Caveat: I don't know how the Congressional Inquiry knows this. It could just be something Hayden told them, in which case it would be about as reliable as something waterboarded out of KSM.

One of the main questions is: who was receiving these summaries at the CIA? And, while we're at it, how many calls were there between the Yemen hub and the hijackers in the US? and what is the NSA's excuse for not tracing them, given that the FBI expressly asked it to do so and then notify the bureau?

Presumably, there was some secret CIA-linked unit following the hijackers in the US and they knew everything. Otherwise, the CIA's withholding of information from the FBI makes no sense.
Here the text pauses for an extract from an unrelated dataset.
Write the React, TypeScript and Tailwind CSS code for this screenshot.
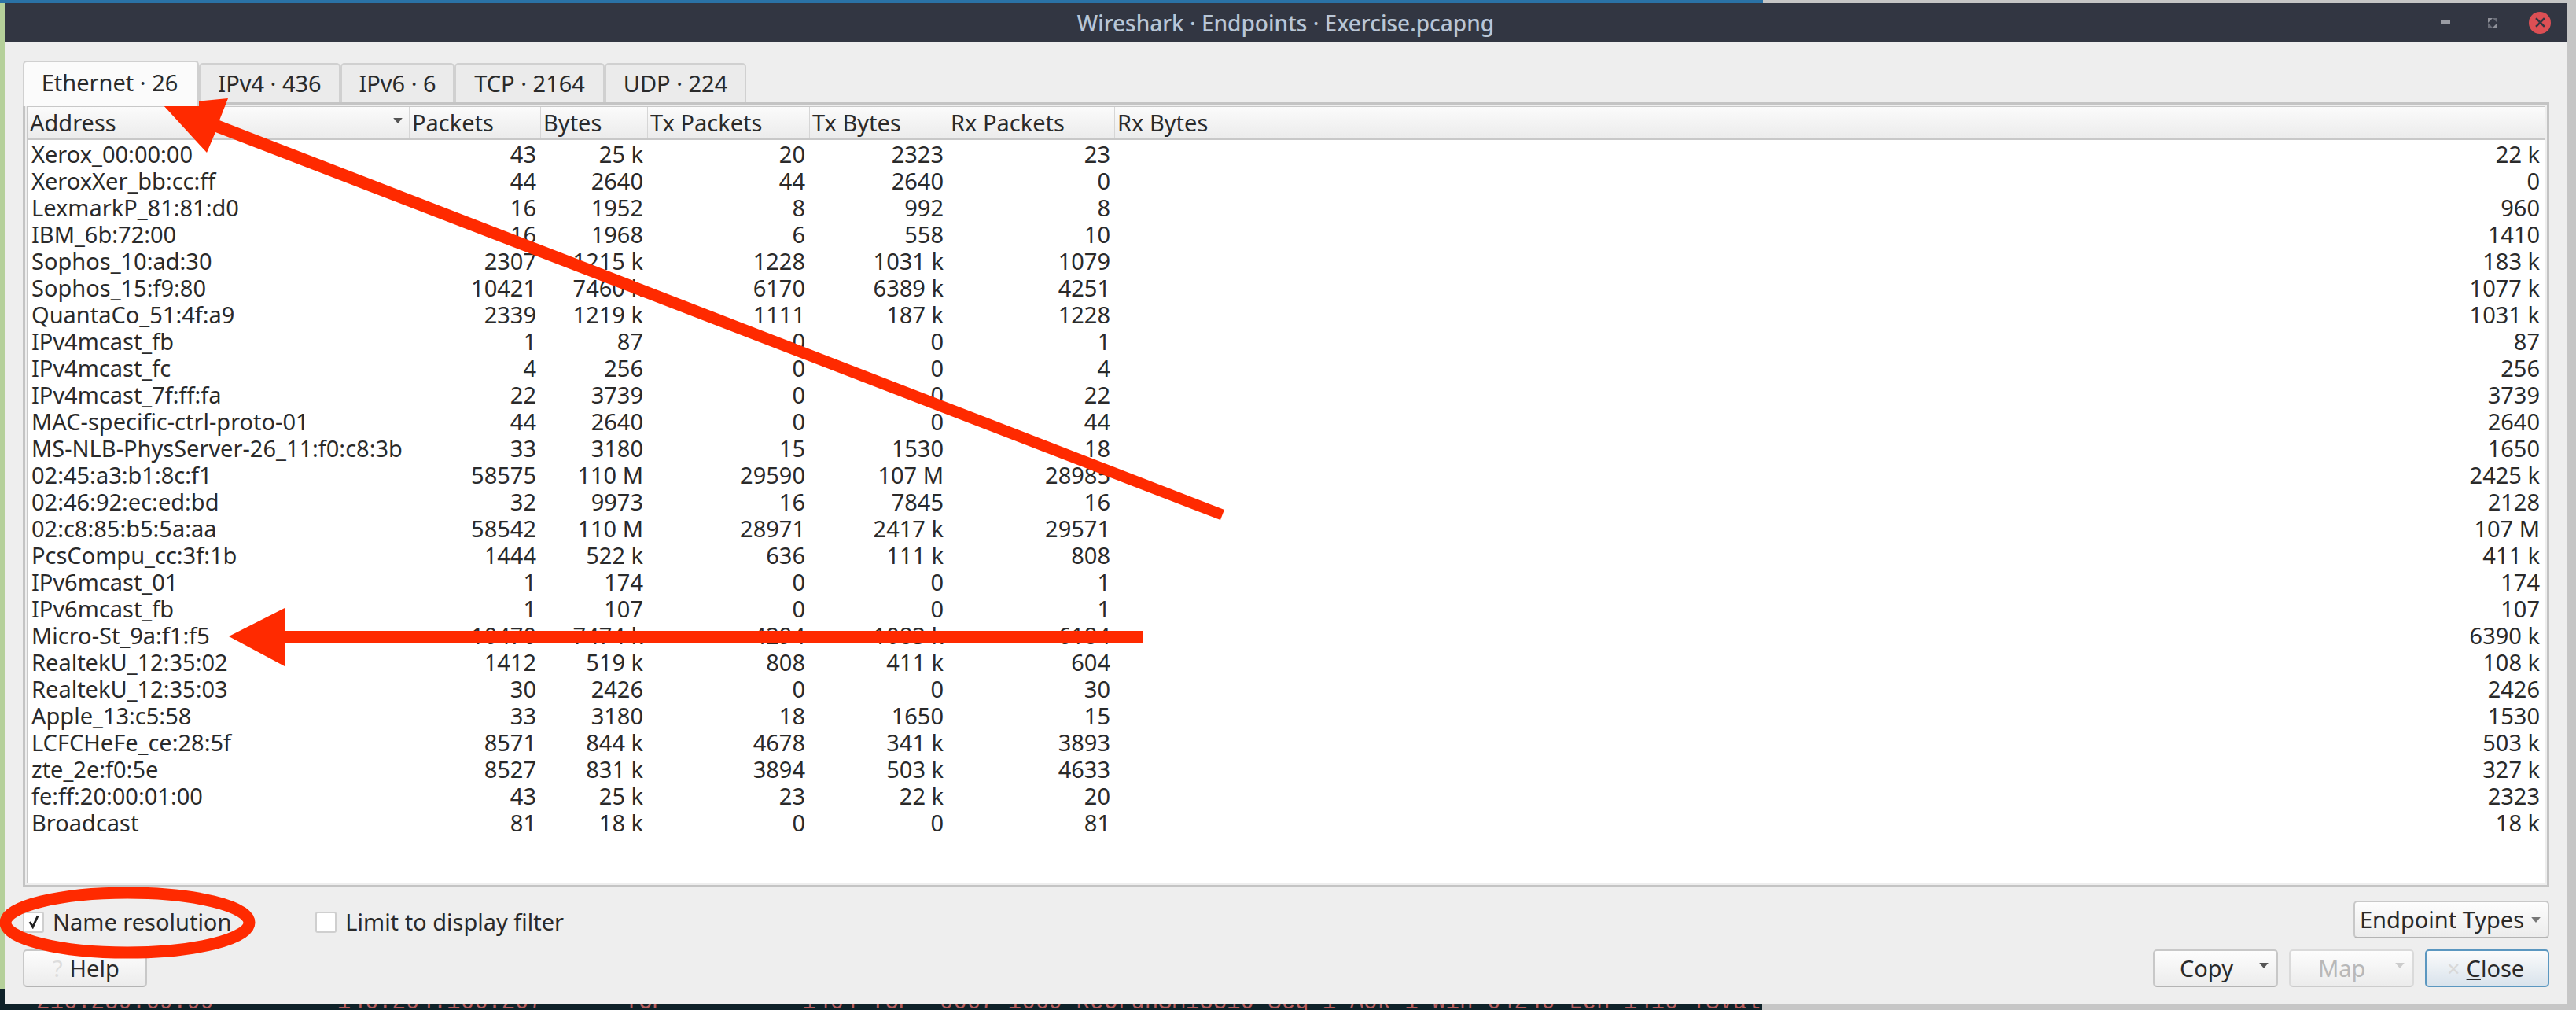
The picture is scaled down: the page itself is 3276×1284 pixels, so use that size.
import React from 'react';

const FONT = "font-['Noto_Sans','Open_Sans',sans-serif]";

type Row = [string, string, string, string, string, string, string];

const rows: Row[] = [
  ['Xerox_00:00:00', '43', '25 k', '20', '2323', '23', '22 k'],
  ['XeroxXer_bb:cc:ff', '44', '2640', '44', '2640', '0', '0'],
  ['LexmarkP_81:81:d0', '16', '1952', '8', '992', '8', '960'],
  ['IBM_6b:72:00', '16', '1968', '6', '558', '10', '1410'],
  ['Sophos_10:ad:30', '2307', '1215 k', '1228', '1031 k', '1079', '183 k'],
  ['Sophos_15:f9:80', '10421', '7460 k', '6170', '6389 k', '4251', '1077 k'],
  ['QuantaCo_51:4f:a9', '2339', '1219 k', '1111', '187 k', '1228', '1031 k'],
  ['IPv4mcast_fb', '1', '87', '0', '0', '1', '87'],
  ['IPv4mcast_fc', '4', '256', '0', '0', '4', '256'],
  ['IPv4mcast_7f:ff:fa', '22', '3739', '0', '0', '22', '3739'],
  ['MAC-specific-ctrl-proto-01', '44', '2640', '0', '0', '44', '2640'],
  ['MS-NLB-PhysServer-26_11:f0:c8:3b', '33', '3180', '15', '1530', '18', '1650'],
  ['02:45:a3:b1:8c:f1', '58575', '110 M', '29590', '107 M', '28985', '2425 k'],
  ['02:46:92:ec:ed:bd', '32', '9973', '16', '7845', '16', '2128'],
  ['02:c8:85:b5:5a:aa', '58542', '110 M', '28971', '2417 k', '29571', '107 M'],
  ['PcsCompu_cc:3f:1b', '1444', '522 k', '636', '111 k', '808', '411 k'],
  ['IPv6mcast_01', '1', '174', '0', '0', '1', '174'],
  ['IPv6mcast_fb', '1', '107', '0', '0', '1', '107'],
  ['Micro-St_9a:f1:f5', '10470', '7474 k', '4294', '1083 k', '6184', '6390 k'],
  ['RealtekU_12:35:02', '1412', '519 k', '808', '411 k', '604', '108 k'],
  ['RealtekU_12:35:03', '30', '2426', '0', '0', '30', '2426'],
  ['Apple_13:c5:58', '33', '3180', '18', '1650', '15', '1530'],
  ['LCFCHeFe_ce:28:5f', '8571', '844 k', '4678', '341 k', '3893', '503 k'],
  ['zte_2e:f0:5e', '8527', '831 k', '3894', '503 k', '4633', '327 k'],
  ['fe:ff:20:00:01:00', '43', '25 k', '23', '22 k', '20', '2323'],
  ['Broadcast', '81', '18 k', '0', '0', '81', '18 k'],
];

const headers = ['Address', 'Packets', 'Bytes', 'Tx Packets', 'Tx Bytes', 'Rx Packets', 'Rx Bytes'];
const COLS = 'grid grid-cols-[486px_167px_136px_206px_176px_212px_1fr]';
const tabs = [
  { label: 'Ethernet · 26', w: 'w-[224px]' },
  { label: 'IPv4 · 436', w: 'w-[180px]' },
  { label: 'IPv6 · 6', w: 'w-[145px]' },
  { label: 'TCP · 2164', w: 'w-[191px]' },
  { label: 'UDP · 224', w: 'w-[180px]' },
];

const Caret = ({ className = '' }: { className?: string }) => (
  <svg viewBox="0 0 10 6" className={`w-[12px] h-[7px] ${className}`} fill="currentColor">
    <path d="M0 0h10L5 6z" />
  </svg>
);

const btn =
  'h-[48px] rounded-[5px] border-2 border-[#c8c8c8] border-b-[#b4b4b4] bg-gradient-to-b from-[#fdfdfd] to-[#ececec] flex items-center';

export default function App() {
  return (
    <div className={`relative w-[3276px] h-[1284px] overflow-hidden bg-[#c6c6c6] text-[29px] leading-[34px] text-[#2a2a2a] ${FONT}`}>
      {/* desktop behind the dialog */}
      <div className="absolute left-0 top-0 w-[2242px] h-[4px] bg-[#2a72a6]" />
      <div className="absolute left-0 top-[4px] w-[6px] h-[1253px] bg-[#b5d09a]" />
      <div className="absolute left-0 top-[1257px] bottom-0 w-[2241px] overflow-hidden bg-[#0f2229] pl-[46px] pt-[1px] whitespace-pre text-[#b85f5f] font-['Liberation_Mono',monospace]">
        {'216.289.69.99         146.204.166.207      TCP          1464 TCP  6667 1669 ReCrdnSM13310 Seq=1 Ack=1 Win=64240 Len=1410 TSval=3099 TSecr=6671 from, AGRT 6c6 1 AGK'}
      </div>

      {/* dialog */}
      <div className="relative left-[6px] top-[4px] w-[3258px] h-[1273px] flex flex-col bg-[#eeeeee]">
        <div className="relative h-[49px] shrink-0 flex items-center justify-center bg-[#323642] text-[#b9c6d6] text-[28px] font-medium">
          Wireshark · Endpoints · Exercise.pcapng
          <div className="absolute right-[20px] top-0 h-full flex items-center">
            <div className="w-[12px] h-[5px] bg-[#9a9ca4]" />
            <svg viewBox="0 0 12 12" className="w-[12px] h-[12px] ml-[48px]" fill="#8f9199">
              <path d="M0 0h6L0 6zM12 12H6l6-6z" />
              <path d="M12 0v6L6 0zM0 12V6l6 6z" fill="#6c6f79" />
            </svg>
            <div className="w-[28px] h-[28px] ml-[40px] rounded-full bg-[#dc4f54] flex items-center justify-center">
              <svg viewBox="0 0 12 12" className="w-[13px] h-[13px]" stroke="#323642" strokeWidth="2.4" fill="none">
                <path d="M1 1l10 10M11 1L1 11" />
              </svg>
            </div>
          </div>
        </div>

        <div className="flex-1 flex flex-col pl-[23px] pr-[22px] pt-[24px]">
          <div className="flex items-end h-[53px] shrink-0">
            {tabs.map((t, i) => (
              <div
                key={t.label}
                className={`${t.w} flex items-center justify-center rounded-t-[5px] border-2 border-b-0 border-[#d0d0d0] ${
                  i === 0 ? 'h-[58px] bg-[#fbfbfb] z-10 -mb-[5px] pb-[5px] pr-[3px]' : 'h-[50px] bg-[#ebebeb]'
                }`}
              >
                {t.label}
              </div>
            ))}
          </div>

          <div className="h-[998px] shrink-0 border-[3px] border-[#c4c4c4] p-[2px] bg-[#eeeeee] flex flex-col">
            <div className="flex-1 border border-[#c8c8c8] bg-white flex flex-col">
              <div className={`${COLS} h-[42px] shrink-0 bg-gradient-to-b from-[#fbfbfb] to-[#ececec] border-b-[3px] border-[#c8c8c8]`}>
                {headers.map((h, i) => (
                  <div key={h} className="relative flex items-center pl-[3px] border-r border-[#d6d6d6] last:border-r-0">
                    {h}
                    {i === 0 && <Caret className="absolute right-[8px] top-[14px] text-[#555555]" />}
                  </div>
                ))}
              </div>
              <div className="pt-[1px]">
                {rows.map((r) => (
                  <div key={r[0]} className={`${COLS} h-[34px]`}>
                    {r.map((c, i) => (
                      <div key={i} className={i === 0 ? 'pl-[5px] whitespace-nowrap' : 'text-right pr-[6px] whitespace-nowrap'}>
                        {c}
                      </div>
                    ))}
                  </div>
                ))}
              </div>
            </div>
          </div>

          <div className="flex items-start justify-between h-[65px] pt-[17px] shrink-0">
            <div className="flex items-center gap-[107px] pt-[10px]">
              <label className="flex items-center gap-[11px]">
                <span className="w-[27px] h-[27px] rounded-[3px] border-2 border-[#cfcfcf] bg-white flex items-center justify-center">
                  <svg viewBox="0 0 14 14" className="w-[18px] h-[18px]" stroke="#222222" strokeWidth="2.2" fill="none">
                    <path d="M3 7l3 5 5-11" />
                  </svg>
                </span>
                Name resolution
              </label>
              <label className="flex items-center gap-[11px]">
                <span className="w-[27px] h-[27px] rounded-[3px] border-2 border-[#cfcfcf] bg-white" />
                Limit to display filter
              </label>
            </div>
            <div className={`${btn} w-[249px] pl-[6px] gap-[9px]`}>
              Endpoint Types
              <Caret className="text-[#777777]" />
            </div>
          </div>

          <div className="flex items-center justify-between shrink-0 pt-[14px]">
            <div className={`${btn} w-[158px] pl-[36px] gap-[9px]`}>
              <span className="text-[#dddddd]">?</span>
              Help
            </div>
            <div className="flex gap-[14px]">
              <div className={`${btn} w-[159px] relative pl-[32px]`}>
                Copy
                <Caret className="absolute right-[10px] top-[15px] text-[#555555]" />
              </div>
              <div className={`${btn} w-[159px] relative pl-[35px] text-[#b8b8b8] border-[#dadada] border-b-[#cccccc]`}>
                Map
                <Caret className="absolute right-[10px] top-[15px] text-[#cccccc]" />
              </div>
              <div className="h-[48px] w-[158px] rounded-[5px] border-2 border-[#5b97c0] bg-gradient-to-b from-[#fbfbfb] to-[#d9e3ec] flex items-center pl-[26px] gap-[8px]">
                <span className="text-[#d8d8d8]">×</span>
                <span><span className="underline">C</span>lose</span>
              </div>
            </div>
          </div>
        </div>
      </div>

      {/* annotations drawn on top of the screenshot */}
      <svg className="absolute left-0 top-0 pointer-events-none" width="3276" height="1284" fill="#ff2a00">
        <path d="M207 133L290 125L279 153L1557 648L1552 661L274 168L263 194Z" />
        <path d="M291 809L362 773V802H1454V817H362V847Z" />
        <ellipse cx="162" cy="1173" rx="155" ry="38" fill="none" stroke="#ff2a00" strokeWidth="15" />
      </svg>
    </div>
  );
}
Why thwart the FBI and then do nothing?

If I understand Bamford correctly, he's saying that the visa information was deliberately withheld in January 2000, but maybe the other mistakes (for example the NSA also failed to pass on information to the FBI about Almihdhar and Alhazmi) might be genuine errors. I really doubt this, Alec Station moved heaven and earth to stop the FBI getting any information from it about the hijackers (the January 2000 incident Bamford is talking about is just the tip of the proverbial iceberg) and Alec Station must have been aware of the NSA intercepts. There's no way they would just have let the NSA blow their operation (whatever it was) by telling the FBI about the hijackers in the US. The CIA's deliberate failure to tell the FBI about Alhazmi and Almihdhar must be related to the NSA's failure to tell the FBI about Alhazmi and Almihdhar. Plus, don't forget Able Danger.